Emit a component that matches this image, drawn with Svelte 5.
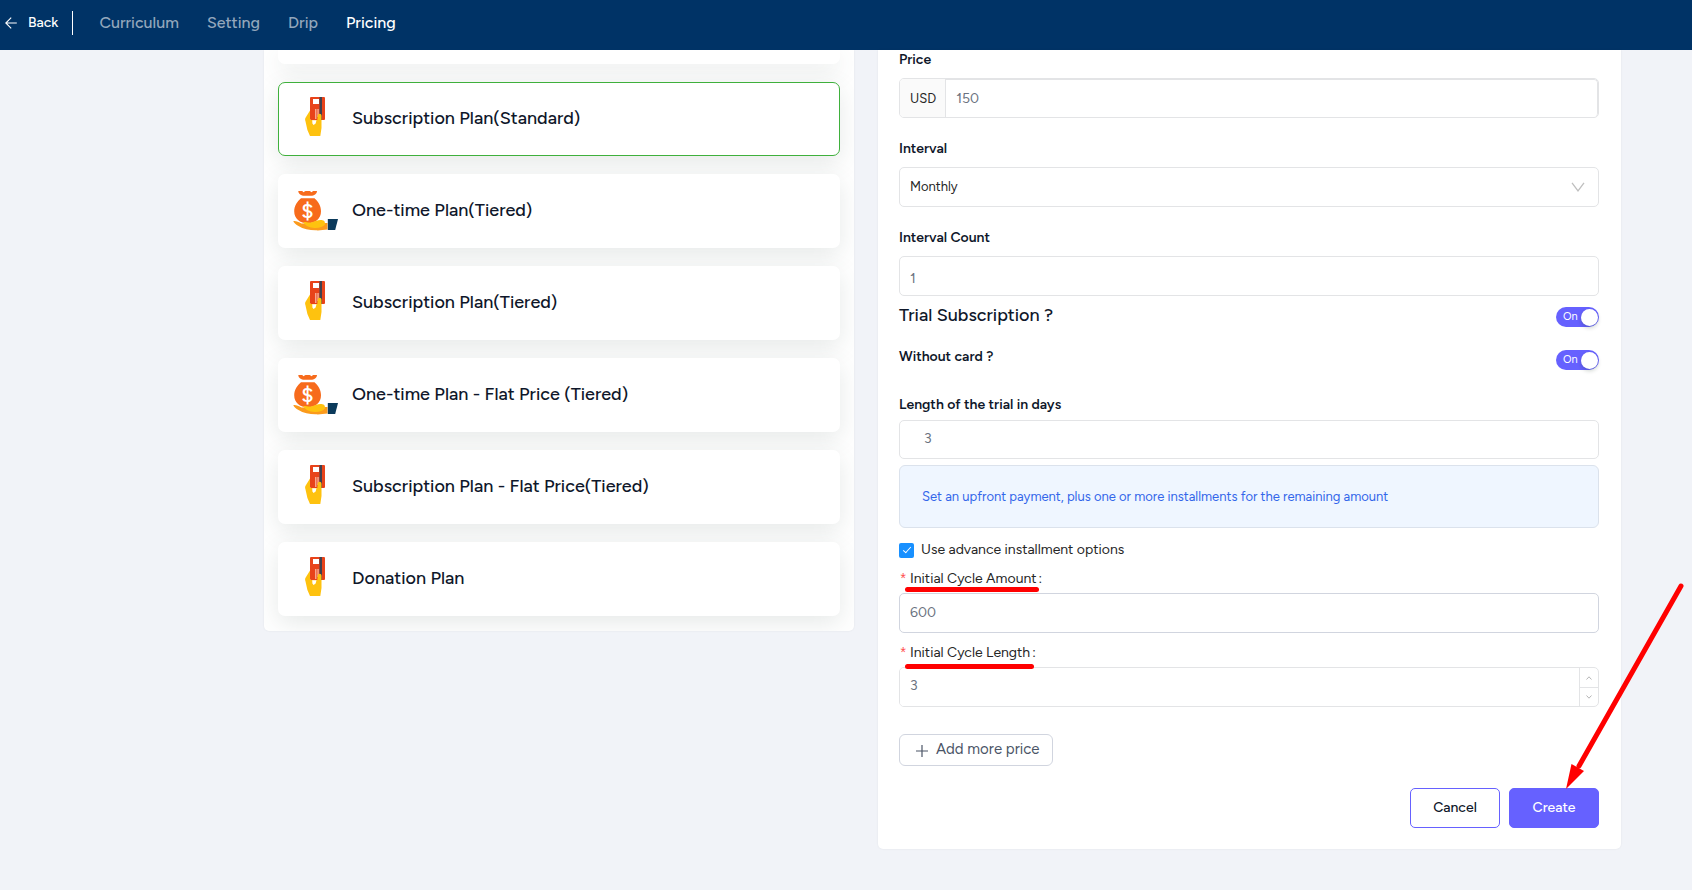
<script>
  const tabs = ['Curriculum', 'Setting', 'Drip', 'Pricing'];
  const activeTab = 'Pricing';

  const plans = [
    { name: 'Subscription Plan(Standard)', icon: 'card' },
    { name: 'One-time Plan(Tiered)', icon: 'bag' },
    { name: 'Subscription Plan(Tiered)', icon: 'card' },
    { name: 'One-time Plan - Flat Price (Tiered)', icon: 'bag' },
    { name: 'Subscription Plan - Flat Price(Tiered)', icon: 'card' },
    { name: 'Donation Plan', icon: 'card' }
  ];

  let selected = $state(0);
  let price = $state('150');
  let interval = $state('Monthly');
  let intervalCount = $state('1');
  let trial = $state(true);
  let withoutCard = $state(true);
  let trialDays = $state('3');
  let advanced = $state(true);
  let cycleAmount = $state('600');
  let cycleLength = $state(3);
</script>

<header class="topbar">
  <a class="back" href="#back">
    <svg width="12" height="12" viewBox="0 0 12 12" fill="none" stroke="currentColor" stroke-width="1.1">
      <path d="M11.8 6H.8M6.2.6.8 6l5.4 5.4" />
    </svg>
    Back
  </a>
  <nav>
    {#each tabs as tab}
      <a href={'#' + tab.toLowerCase()} class:active={tab === activeTab}>{tab}</a>
    {/each}
  </nav>
</header>

<main>
  <section class="panel plans">
    <div class="plan cut"></div>
    {#each plans as plan, i}
      <button type="button" class="plan" class:selected={selected === i} aria-pressed={selected === i} onclick={() => (selected = i)}>
        {#if plan.icon === 'card'}
          <svg width="46" height="44" viewBox="0 0 46 44" aria-hidden="true">
            <rect x="17" y="0" width="15" height="23" rx="1" fill="#e8431a" />
            <rect x="20" y="2" width="6" height="5" fill="#fff" />
            <rect x="26.500" y="0" width="2.500" height="23" fill="#40424f" />
            <path d="M22 12h1.5v10H22zM24.3 12h1.5v8h-1.5z" fill="#f6a78e" />
            <path d="M17 13.5 12.4 21c-.4 1-.4 1.800 0 3l2 9L17 39h10.300l1.200-8V19c0-1.300-.8-2.200-1.800-2.200-1.200 0-1.900.9-2.100 2.200l-.3 4H18.500c-1 0-1.500-.5-1.500-1.500z" fill="#fec20f" />
            <path d="M19.200 23.200h4.300l-.9 3.400-2 1.400-1.200-1.500z" fill="#fff" />
          </svg>
        {:else}
          <svg width="46" height="44" viewBox="0 0 46 44" aria-hidden="true">
            <path d="M5.300 2h4l1 1.200L12.500 2h4.200l2 1.200L20 2h4c0 2.700-3 4.800-6 4.800h-6.500C8.300 6.800 5.300 4.700 5.300 2z" fill="#f76b1c" />
            <path d="M8 9.300h13.500c3.500 3 6.500 7.500 6.500 13 0 7.500-5.500 12-13.300 12S1.200 29.800 1.200 22.300c0-5.500 3.300-10 6.800-13z" fill="#f76b1c" />
            <path d="M.3 32.200c2.500-.4 5.200.8 8.200 2.300L34.500 34v6.500c-4 .2-8 1.300-12 .8-6-.2-12.500-1.300-17-4.300C3 35.500 1 34 .3 32.200z" fill="#fb9a1c" />
            <path d="M10 33c3-.4 5.500 1.200 9 .3 3.500-1.300 6-2.600 9.500-2.300 3 .2 3.500 1.600 3.500 4.500-2 2.400-6 3.700-10.500 3.400-5-.2-8.500-1.500-11.500-5.900z" fill="#fec20f" />
            <path d="M34.800 30H45l-2.800 11h-7.400z" fill="#0b3a5b" />
            <text x="14.500" y="30" text-anchor="middle" font-size="22" fill="#fff">$</text>
          </svg>
        {/if}
        <span>{plan.name}</span>
      </button>
    {/each}
  </section>

  <form class="panel form" onsubmit={(e) => e.preventDefault()}>
    <div class="field">
      <label class="title" for="price">Price</label>
      <div class="addon box">
        <span>USD</span>
        <input id="price" type="text" bind:value={price} />
      </div>
    </div>

    <div class="field">
      <label class="title" for="interval">Interval</label>
      <div class="select">
        <select id="interval" class="box" bind:value={interval}>
          <option>Monthly</option>
          <option>Yearly</option>
        </select>
        <svg width="14" height="10" viewBox="0 0 14 10" fill="none" stroke="#bfbfbf" stroke-width="1.300" aria-hidden="true">
          <path d="M1 .8 7 8.800 13 .8" />
        </svg>
      </div>
    </div>

    <div class="field last">
      <label class="title" for="count">Interval Count</label>
      <input id="count" class="box low" type="text" bind:value={intervalCount} />
    </div>

    <div class="toggle">
      <label class="big" for="trial">Trial Subscription ?</label>
      <span class="switch"><input id="trial" type="checkbox" role="switch" bind:checked={trial} /><span>On</span></span>
    </div>
    <div class="toggle second">
      <label class="title" for="nocard">Without card ?</label>
      <span class="switch"><input id="nocard" type="checkbox" role="switch" bind:checked={withoutCard} /><span>On</span></span>
    </div>

    <label class="title" for="days">Length of the trial in days</label>
    <input id="days" class="box indent" type="text" bind:value={trialDays} />

    <p class="note">Set an upfront payment, plus one or more installments for the remaining amount</p>

    <label class="check">
      <input type="checkbox" bind:checked={advanced} />
      Use advance installment options
    </label>

    <div class="item">
      <label class="required" for="amount"><i>*</i><span>Initial Cycle Amount<b>:</b></span></label>
      <input id="amount" class="box strong" type="text" bind:value={cycleAmount} />
    </div>

    <div class="item">
      <label class="required long" for="length"><i>*</i><span>Initial Cycle Length<b>:</b></span></label>
      <div class="stepper box">
        <input id="length" type="number" bind:value={cycleLength} />
        <div class="steps">
          <button type="button" aria-label="Increase" onclick={() => cycleLength++}>
            <svg width="6" height="4" viewBox="0 0 6 4" fill="none" stroke="#b5b5b5"><path d="M.5 3.500 3 .8l2.500 2.700" /></svg>
          </button>
          <button type="button" aria-label="Decrease" onclick={() => cycleLength--}>
            <svg width="6" height="4" viewBox="0 0 6 4" fill="none" stroke="#b5b5b5"><path d="M.5.5 3 3.200 5.500.5" /></svg>
          </button>
        </div>
      </div>
    </div>

    <button type="button" class="add">
      <svg width="12" height="12" viewBox="0 0 12 12" stroke="currentColor" stroke-width="1.200" aria-hidden="true"><path d="M6 0v12M0 6h12" /></svg>
      <span>Add more price</span>
    </button>

    <div class="actions">
      <button type="button" class="cancel">Cancel</button>
      <div class="target">
        <button type="submit" class="create">Create</button>
        <svg class="arrow" width="120" height="208" viewBox="0 0 120 208" aria-hidden="true">
          <path d="M115 5 13 185" stroke="#f00" stroke-width="5" stroke-linecap="round" />
          <path d="M0 208 5.500 183l12.500 7z" fill="#f00" />
        </svg>
      </div>
    </div>
  </form>
</main>

<style>
  :global(body) {
    margin: 0;
    background: #f1f3f8;
    font-family: Figtree, Lato, 'Open Sans', sans-serif;
    font-size: 14px;
    line-height: 20px;
    color: #0f172a;
  }

  input, select, button {
    font: inherit;
    color: inherit;
    margin: 0;
    box-sizing: border-box;
  }

  button { cursor: pointer; }

  a {
    color: inherit;
    text-decoration: none;
  }

  .topbar {
    display: flex;
    align-items: center;
    height: 50px;
    padding-left: 5px;
    box-sizing: border-box;
    background: #003366;
    color: #fff;
    font-weight: 500;
    padding-bottom: 4px;
  }

  .back {
    display: flex;
    align-items: center;
    gap: 11px;
    height: 24px;
    padding-right: 14px;
    border-right: 1px solid #fff;
  }

  nav {
    display: flex;
    gap: 28px;
    padding-left: 26px;
    font-size: 16px;
    color: #93a7bc;
  }

  nav .active { color: #fff; }

  main {
    display: grid;
    grid-template-columns: 590fr 743fr;
    align-items: start;
    gap: 24px;
    padding: 0 71px 41px 264px;
  }

  .panel {
    background: #fff;
    border-radius: 0 0 5px 5px;
    box-shadow: 0 0 2px rgba(15, 23, 42, 0.08);
    clip-path: inset(0 -4px -4px);
    box-sizing: border-box;
  }

  .plans {
    display: flex;
    flex-direction: column;
    gap: 18px;
    padding: 0 14px 15px;
    overflow: hidden;
  }

  .plan {
    display: flex;
    align-items: center;
    gap: 13px;
    height: 74px;
    padding: 0 14px;
    border: 1px solid transparent;
    border-radius: 7px;
    background: #fff;
    background-clip: border-box;
    box-shadow: 0 7px 24px rgba(60, 85, 80, 0.13);
    font-size: 18px;
    font-weight: 500;
    text-align: left;
  }

  .plan span { padding-bottom: 2px; }

  .plan.cut {
    height: 14px;
    box-sizing: border-box;
    border-radius: 0 0 7px 7px;
  }

  .plan.selected { border-color: #3fb03c; }

  .form {
    display: flex;
    flex-direction: column;
    padding: 0 22px 21px 21px;
    clip-path: none;
  }

  .field {
    display: flex;
    flex-direction: column;
    gap: 8px;
    padding-bottom: 21px;
  }

  .field.last { padding-bottom: 7px; }

  .title {
    font-size: 14px;
    font-weight: 600;
  }

  .big {
    font-size: 18px;
    font-weight: 500;
  }

  .box {
    width: 100%;
    height: 40px;
    padding: 0 10px;
    border: 1px solid #e3e4e6;
    border-radius: 5px;
    background: #fff;
    box-sizing: border-box;
    font-size: 14px;
    color: #6b7280;
    outline: none;
  }

  .box.low { padding-top: 5px; }

  .box.strong {
    padding-bottom: 2px;
    border-color: #d1d5df;
  }

  .box.indent {
    height: 39px;
    padding: 0 24px 3px;
    margin-top: 5px;
  }

  .addon {
    display: flex;
    padding: 0;
    overflow: hidden;
  }

  .addon span {
    display: flex;
    align-items: center;
    padding: 2px 9px 0 10px;
    background: #fafafa;
    border-right: 1px solid #e3e4e6;
    font-size: 13px;
    color: #262626;
  }

  .addon input {
    flex: 1;
    min-width: 0;
    padding: 0 10px;
    border: 0;
    border-top: 1px solid #e3e4e6;
    border-right: 1px solid #e3e4e6;
    border-radius: 0 4px 4px 0;
    outline: none;
  }

  .select { display: grid; }

  .select > * { grid-area: 1 / 1; }

  select {
    appearance: none;
  }

  .select select {
    font-size: 13px;
    color: #262626;
  }

  .select svg {
    justify-self: end;
    align-self: center;
    margin-right: 14px;
    pointer-events: none;
  }

  .toggle {
    display: flex;
    justify-content: space-between;
    align-items: flex-start;
    padding-top: 4px;
    height: 39px;
  }

  .toggle .big { margin-top: -2px; }

  .toggle.second {
    height: 48px;
    padding-top: 1px;
  }

  .toggle .switch { margin-top: 3px; }
  .toggle:not(.second) .switch { margin-top: 0; }

  .switch {
    display: grid;
    width: 43px;
    height: 20px;
  }

  .switch > * { grid-area: 1 / 1; }

  .switch input {
    appearance: none;
    display: flex;
    justify-content: flex-end;
    align-items: center;
    width: 43px;
    height: 20px;
    padding: 0 1px;
    border-radius: 10px;
    background: #6661ff;
  }

  .switch input::after {
    content: '';
    width: 17px;
    height: 17px;
    border-radius: 50%;
    background: #fff;
    box-shadow: 0 2px 4px rgba(0, 35, 11, 0.2);
  }

  .switch span {
    padding-left: 7px;
    font-size: 11px;
    line-height: 19px;
    color: #fff;
    pointer-events: none;
  }

  .note {
    margin: 6px 0 0;
    padding: 21px 22px 20px;
    border: 1px solid #dbe2ec;
    border-radius: 6px;
    background: #eff6ff;
    font-size: 13px;
    color: #3366ea;
  }

  .check {
    display: flex;
    align-items: center;
    gap: 7px;
    margin-top: 12px;
    color: #262626;
  }

  .check input {
    appearance: none;
    display: grid;
    place-items: center;
    width: 15px;
    height: 15px;
    border-radius: 2px;
    background: #1890ff;
  }

  .check input::after {
    content: '';
    width: 3px;
    height: 7px;
    border: solid #fff;
    border-width: 0 1px 1px 0;
    transform: translateY(-1px) rotate(42deg);
  }

  .item {
    display: flex;
    flex-direction: column;
    gap: 4px;
    padding-top: 10px;
  }

  .check + .item { padding-top: 9px; }

  .required {
    display: flex;
    position: relative;
    gap: 5px;
    height: 20px;
    color: #262626;
  }

  .required i {
    width: 6px;
    font-family: 'Liberation Mono', monospace;
    font-size: 14px;
    line-height: 22px;
    color: #ff4d4f;
    font-style: normal;
  }

  .required b {
    margin-left: 2px;
    font-weight: 400;
  }

  .required::after {
    content: '';
    position: absolute;
    left: 6px;
    top: 18px;
    z-index: 1;
    width: 134px;
    height: 5px;
    border-radius: 3px;
    background: #f00;
  }

  .required.long::after {
    top: 21px;
    width: 129px;
  }

  .stepper {
    display: flex;
    padding: 0;
    overflow: hidden;
  }

  .stepper input {
    flex: 1;
    min-width: 0;
    padding: 0 10px 2px;
    border: 0;
    outline: none;
    appearance: textfield;
  }

  .stepper input::-webkit-inner-spin-button { appearance: none; }

  .steps {
    display: grid;
    grid-template-rows: 1fr 1fr;
    width: 18px;
    border-left: 1px solid #e3e4e6;
  }

  .steps button {
    display: grid;
    place-items: center;
    padding: 0;
    border: 0;
    background: none;
  }

  .steps button + button { border-top: 1px solid #e3e4e6; }

  .add {
    display: flex;
    align-items: center;
    align-self: flex-start;
    gap: 8px;
    height: 32px;
    margin-top: 27px;
    padding: 0 12px 0 16px;
    border: 1px solid #d1d5df;
    border-radius: 6px;
    background: #fff;
    font-size: 15px;
    color: #4b5567;
  }

  .add svg { margin-top: 2px; }
  .add span { margin-top: -2px; }

  .actions {
    display: flex;
    justify-content: flex-end;
    gap: 9px;
    margin-top: 22px;
  }

  .target { position: relative; }

  .cancel, .create {
    width: 90px;
    height: 40px;
    border: 1px solid #6661ff;
    border-radius: 5px;
    background: #fff;
    font-weight: 500;
  }

  .create {
    background: #6661ff;
    color: #fff;
  }

  .arrow {
    position: absolute;
    left: 57px;
    bottom: 39px;
    pointer-events: none;
  }
</style>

* [EXERCISE REQUIREMENTS] Return the material line for line, from its beginning to the line that contains "const activeTab = 'Pricing';", with the pictures left out.

* [ANSWER TO THIS TASK]
Emit a component that matches this image, drawn with Svelte 5.
<script>
  const tabs = ['Curriculum', 'Setting', 'Drip', 'Pricing'];
  const activeTab = 'Pricing';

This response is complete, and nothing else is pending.